Il compagno partigiano Carlo Rovelli ci ha lasciato Il 24 maggio a 91 anni.
Carlo, membro del PC clandestino, aveva partecipato alla Resistenza giovanissimo, come tanti altri ragazzi come lui.
Era un comunista e tale è rimasto fino allo scioglimento del PCI; in seguito è stato, come tanti di noi, un comunista senza partito, iscritto solo all’ANPI.
Anche negli ultimi mesi, quando non poteva più camminare, è sempre stato lucido, un attento lettore dei giornali e gli piaceva essere informato.
Nel ricordarlo, voglio riportare qualche brano delle lunghe chiacchierate fatte quando andavo a trovarlo al Circolino e a casa sua, dove andavo a cambiargli una lampadina o a riparargli un guasto all’impianto elettrico e quando gli portavo il giornale "nuova unità", che commentavamo insieme – lui, sua moglie Adriana ed io.
A 18 anni Carlo, figlio di un antifascista riparato in Francia, inizia la sua attività antifascista e antinazista a Niguarda (quartiere operaio e popolare di Milano) – dove poi parteciperà, il 24 aprile – alla liberazione, con altri suoi coetanei, distribuendo volantini e facendo scritte sui muri.
Riconosciuto da alcune spie, per evitare la galera o la fucilazione, Carlo è costretto ad andare in montagna a combattere i nazifascisti, ed entra nelle brigate partigiane.

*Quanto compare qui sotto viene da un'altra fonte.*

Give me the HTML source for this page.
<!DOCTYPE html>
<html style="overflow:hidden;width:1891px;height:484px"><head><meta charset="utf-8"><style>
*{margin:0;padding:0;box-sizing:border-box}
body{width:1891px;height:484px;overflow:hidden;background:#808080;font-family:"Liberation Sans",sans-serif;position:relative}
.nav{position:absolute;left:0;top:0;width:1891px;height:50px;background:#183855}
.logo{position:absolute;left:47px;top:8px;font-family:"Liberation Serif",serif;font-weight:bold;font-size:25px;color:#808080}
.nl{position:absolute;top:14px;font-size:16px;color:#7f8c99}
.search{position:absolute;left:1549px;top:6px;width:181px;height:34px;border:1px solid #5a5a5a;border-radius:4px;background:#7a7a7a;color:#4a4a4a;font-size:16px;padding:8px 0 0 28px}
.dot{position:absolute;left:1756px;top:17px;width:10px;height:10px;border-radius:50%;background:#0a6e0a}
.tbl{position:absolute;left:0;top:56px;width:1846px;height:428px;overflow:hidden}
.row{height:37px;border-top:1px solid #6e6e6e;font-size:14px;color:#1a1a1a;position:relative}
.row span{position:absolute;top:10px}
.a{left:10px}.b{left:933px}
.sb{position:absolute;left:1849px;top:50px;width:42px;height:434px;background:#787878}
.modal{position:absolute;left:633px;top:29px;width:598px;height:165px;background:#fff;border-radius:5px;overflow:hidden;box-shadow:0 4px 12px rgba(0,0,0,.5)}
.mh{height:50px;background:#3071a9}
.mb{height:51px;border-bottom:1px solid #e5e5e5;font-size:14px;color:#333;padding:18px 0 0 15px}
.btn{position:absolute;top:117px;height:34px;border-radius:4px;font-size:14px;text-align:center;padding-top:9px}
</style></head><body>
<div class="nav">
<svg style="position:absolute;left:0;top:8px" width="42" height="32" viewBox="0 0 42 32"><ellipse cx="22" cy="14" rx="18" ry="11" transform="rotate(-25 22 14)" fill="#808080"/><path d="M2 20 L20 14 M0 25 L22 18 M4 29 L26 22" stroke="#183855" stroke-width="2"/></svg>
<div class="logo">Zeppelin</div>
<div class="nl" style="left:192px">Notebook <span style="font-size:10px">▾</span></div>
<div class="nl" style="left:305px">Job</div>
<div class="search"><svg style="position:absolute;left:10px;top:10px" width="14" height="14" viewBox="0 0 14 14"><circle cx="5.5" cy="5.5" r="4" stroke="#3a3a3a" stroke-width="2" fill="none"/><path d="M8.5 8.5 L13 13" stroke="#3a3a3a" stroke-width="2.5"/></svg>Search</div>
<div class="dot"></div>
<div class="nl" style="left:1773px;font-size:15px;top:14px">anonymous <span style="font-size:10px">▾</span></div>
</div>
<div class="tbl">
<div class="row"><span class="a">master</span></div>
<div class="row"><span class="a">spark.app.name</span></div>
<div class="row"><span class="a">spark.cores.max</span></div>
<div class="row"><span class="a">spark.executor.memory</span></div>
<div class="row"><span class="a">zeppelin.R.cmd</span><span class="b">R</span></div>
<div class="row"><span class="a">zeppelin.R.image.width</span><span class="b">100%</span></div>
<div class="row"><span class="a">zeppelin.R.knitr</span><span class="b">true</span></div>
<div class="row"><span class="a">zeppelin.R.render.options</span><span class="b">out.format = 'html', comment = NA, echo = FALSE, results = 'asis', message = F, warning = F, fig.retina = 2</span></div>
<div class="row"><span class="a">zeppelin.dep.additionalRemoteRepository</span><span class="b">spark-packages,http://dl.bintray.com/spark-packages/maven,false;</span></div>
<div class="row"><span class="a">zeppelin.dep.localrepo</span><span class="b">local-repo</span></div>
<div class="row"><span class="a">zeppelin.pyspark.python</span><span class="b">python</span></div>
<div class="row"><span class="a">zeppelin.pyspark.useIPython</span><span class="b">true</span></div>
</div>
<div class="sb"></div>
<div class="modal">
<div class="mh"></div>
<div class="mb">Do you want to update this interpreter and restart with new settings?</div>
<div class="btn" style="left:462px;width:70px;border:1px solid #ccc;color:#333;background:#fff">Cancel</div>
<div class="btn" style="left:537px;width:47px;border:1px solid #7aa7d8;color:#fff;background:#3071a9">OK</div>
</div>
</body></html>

Nel marzo del ‘44 arriva in Val Grande e si unisce al Battaglione “Valdossola” guidato dal comandante Superti. Entra a far parte della Compagnia numero 14, formata solo da comunisti e, come racconta lui stesso, “appena arrivato, come a tutti ci hanno dato un soprannome; il mio era “Rovo”, da Rovelli. In montagna ho sofferto la fame, c’erano giorni in cui non mangiavamo e facevamo il “pasto dell’atleta”, cioè lo saltavamo.
Io, con altri miei compagni, ero addetto all’organizzazione di sabotaggi e retate contro gli avamposti nemici, facevamo le imboscate. I fucili erano fondamentali, senza le armi non avremmo potuto difenderci o attaccare. Saremmo stati in balìa del nemico. Io sono ancora qui anche perché ho avuto fortuna”.

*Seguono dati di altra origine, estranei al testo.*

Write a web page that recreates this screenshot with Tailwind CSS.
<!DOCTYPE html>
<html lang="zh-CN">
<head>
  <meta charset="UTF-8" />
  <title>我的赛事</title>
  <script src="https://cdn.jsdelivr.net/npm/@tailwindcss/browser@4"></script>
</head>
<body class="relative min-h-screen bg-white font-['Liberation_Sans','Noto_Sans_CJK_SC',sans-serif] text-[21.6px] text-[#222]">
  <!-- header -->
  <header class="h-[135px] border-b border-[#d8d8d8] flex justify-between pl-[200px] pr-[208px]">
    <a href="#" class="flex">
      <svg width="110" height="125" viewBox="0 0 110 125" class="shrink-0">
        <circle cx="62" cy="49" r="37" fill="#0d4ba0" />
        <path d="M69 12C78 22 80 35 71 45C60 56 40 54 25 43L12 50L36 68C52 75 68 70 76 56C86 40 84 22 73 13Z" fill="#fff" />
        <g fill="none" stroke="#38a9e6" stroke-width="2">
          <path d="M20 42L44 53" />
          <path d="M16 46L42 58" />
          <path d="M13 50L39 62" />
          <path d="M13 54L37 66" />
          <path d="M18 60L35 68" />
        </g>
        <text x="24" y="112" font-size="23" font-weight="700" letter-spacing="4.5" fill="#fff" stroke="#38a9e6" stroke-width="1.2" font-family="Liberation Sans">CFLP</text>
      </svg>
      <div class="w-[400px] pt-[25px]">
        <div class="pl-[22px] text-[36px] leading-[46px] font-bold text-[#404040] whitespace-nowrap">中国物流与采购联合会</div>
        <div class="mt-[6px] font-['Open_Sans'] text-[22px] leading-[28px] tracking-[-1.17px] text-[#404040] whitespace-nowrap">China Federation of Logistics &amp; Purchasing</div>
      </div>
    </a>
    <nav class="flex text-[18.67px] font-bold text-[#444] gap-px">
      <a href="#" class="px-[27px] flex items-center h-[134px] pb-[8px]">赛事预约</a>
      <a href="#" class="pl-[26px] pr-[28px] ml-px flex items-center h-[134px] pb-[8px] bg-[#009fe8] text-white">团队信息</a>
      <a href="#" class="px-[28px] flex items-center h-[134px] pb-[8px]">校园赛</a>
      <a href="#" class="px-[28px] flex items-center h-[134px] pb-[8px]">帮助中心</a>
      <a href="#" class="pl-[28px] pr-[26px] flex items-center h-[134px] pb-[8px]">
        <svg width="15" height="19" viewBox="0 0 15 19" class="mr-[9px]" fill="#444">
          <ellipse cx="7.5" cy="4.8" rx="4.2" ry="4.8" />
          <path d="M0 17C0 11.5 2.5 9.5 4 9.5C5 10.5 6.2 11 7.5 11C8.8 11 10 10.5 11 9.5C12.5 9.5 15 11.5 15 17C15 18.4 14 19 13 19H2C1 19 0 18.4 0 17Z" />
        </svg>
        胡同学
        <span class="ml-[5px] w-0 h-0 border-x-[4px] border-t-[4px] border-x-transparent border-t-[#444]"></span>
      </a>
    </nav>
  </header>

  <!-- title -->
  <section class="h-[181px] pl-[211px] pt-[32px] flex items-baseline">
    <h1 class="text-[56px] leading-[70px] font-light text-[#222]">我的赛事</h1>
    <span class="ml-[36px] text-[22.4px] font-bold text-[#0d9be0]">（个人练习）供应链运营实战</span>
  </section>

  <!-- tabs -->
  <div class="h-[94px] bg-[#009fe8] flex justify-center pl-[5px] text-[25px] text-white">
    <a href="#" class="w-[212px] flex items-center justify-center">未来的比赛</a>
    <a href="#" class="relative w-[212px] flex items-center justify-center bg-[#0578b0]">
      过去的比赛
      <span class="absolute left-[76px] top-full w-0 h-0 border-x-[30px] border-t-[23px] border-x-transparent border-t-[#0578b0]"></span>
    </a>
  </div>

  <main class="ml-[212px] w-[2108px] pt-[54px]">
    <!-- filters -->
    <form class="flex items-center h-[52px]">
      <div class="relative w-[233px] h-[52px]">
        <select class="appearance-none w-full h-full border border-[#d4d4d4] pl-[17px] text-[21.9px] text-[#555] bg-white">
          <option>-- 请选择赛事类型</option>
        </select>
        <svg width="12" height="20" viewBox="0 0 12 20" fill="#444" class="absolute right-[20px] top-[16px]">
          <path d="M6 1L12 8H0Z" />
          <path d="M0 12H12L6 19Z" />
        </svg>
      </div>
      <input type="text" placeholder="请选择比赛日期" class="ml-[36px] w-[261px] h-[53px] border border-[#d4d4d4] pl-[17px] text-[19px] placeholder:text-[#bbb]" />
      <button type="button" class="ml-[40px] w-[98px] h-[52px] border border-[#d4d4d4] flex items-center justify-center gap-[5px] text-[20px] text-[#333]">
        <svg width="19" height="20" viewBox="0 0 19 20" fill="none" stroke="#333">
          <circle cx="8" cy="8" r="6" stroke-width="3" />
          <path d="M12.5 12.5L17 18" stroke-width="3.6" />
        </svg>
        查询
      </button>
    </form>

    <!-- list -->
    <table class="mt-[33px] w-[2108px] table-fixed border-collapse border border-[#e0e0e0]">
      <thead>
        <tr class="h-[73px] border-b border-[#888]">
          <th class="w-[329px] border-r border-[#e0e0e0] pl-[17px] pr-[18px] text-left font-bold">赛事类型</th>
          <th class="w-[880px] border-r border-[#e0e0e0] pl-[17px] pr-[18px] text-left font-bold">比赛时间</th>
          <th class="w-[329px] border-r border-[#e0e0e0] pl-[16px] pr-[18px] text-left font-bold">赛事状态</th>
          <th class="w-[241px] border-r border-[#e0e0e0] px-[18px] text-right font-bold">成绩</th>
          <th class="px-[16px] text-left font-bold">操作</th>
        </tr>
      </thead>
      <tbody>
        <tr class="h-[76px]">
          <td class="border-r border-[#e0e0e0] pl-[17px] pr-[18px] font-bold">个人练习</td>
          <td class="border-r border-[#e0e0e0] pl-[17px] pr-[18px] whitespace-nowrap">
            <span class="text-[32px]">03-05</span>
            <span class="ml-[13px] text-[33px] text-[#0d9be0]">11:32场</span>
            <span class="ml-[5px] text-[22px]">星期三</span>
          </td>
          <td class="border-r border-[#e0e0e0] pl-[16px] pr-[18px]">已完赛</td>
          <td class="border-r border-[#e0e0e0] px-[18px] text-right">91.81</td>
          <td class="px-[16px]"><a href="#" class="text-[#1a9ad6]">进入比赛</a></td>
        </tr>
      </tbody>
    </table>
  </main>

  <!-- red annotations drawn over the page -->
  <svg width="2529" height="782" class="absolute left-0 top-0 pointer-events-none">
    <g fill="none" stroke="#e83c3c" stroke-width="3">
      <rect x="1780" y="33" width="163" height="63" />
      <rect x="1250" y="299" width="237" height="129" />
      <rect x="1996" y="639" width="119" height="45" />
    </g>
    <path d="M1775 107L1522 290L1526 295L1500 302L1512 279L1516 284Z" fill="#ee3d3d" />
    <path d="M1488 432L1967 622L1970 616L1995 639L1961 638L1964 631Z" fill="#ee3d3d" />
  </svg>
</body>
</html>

Così Carlo ricordava anche un episodio che gli era accaduto in Val Grande.
“Una volta insieme con due miei compagni stavamo facendo una perlustrazione vicino a una baita, quando sono arrivati due giovani soldati delle SS della mia stessa età o forse anche più giovani. Appena ci hanno visto, hanno iniziare a sparare uccidendo uno dei miei amici. Io mi sono nascosto all’interno della casa, in un angolo, sotto un pentolone per fare il formaggio e sono rimasto lì sotto per tutto il tempo senza fiatare. Vedevo gli stivali neri di uno dei due nazisti a pochi centimetri e in quel momento pensavo che fosse giunta la mia ora, ma ho avuto fortuna. Se avessero guardato meglio, ora sarei morto e non sarei qui a raccontarla”.
Ciao Carlo, grazie a te, a tutti i compagni comunisti e antifascisti, per le battaglie che avete combattuto contro il nazifascismo e per un mondo diverso.
E’ un onore averti conosciuto ed essere stato tuo amico e compagno.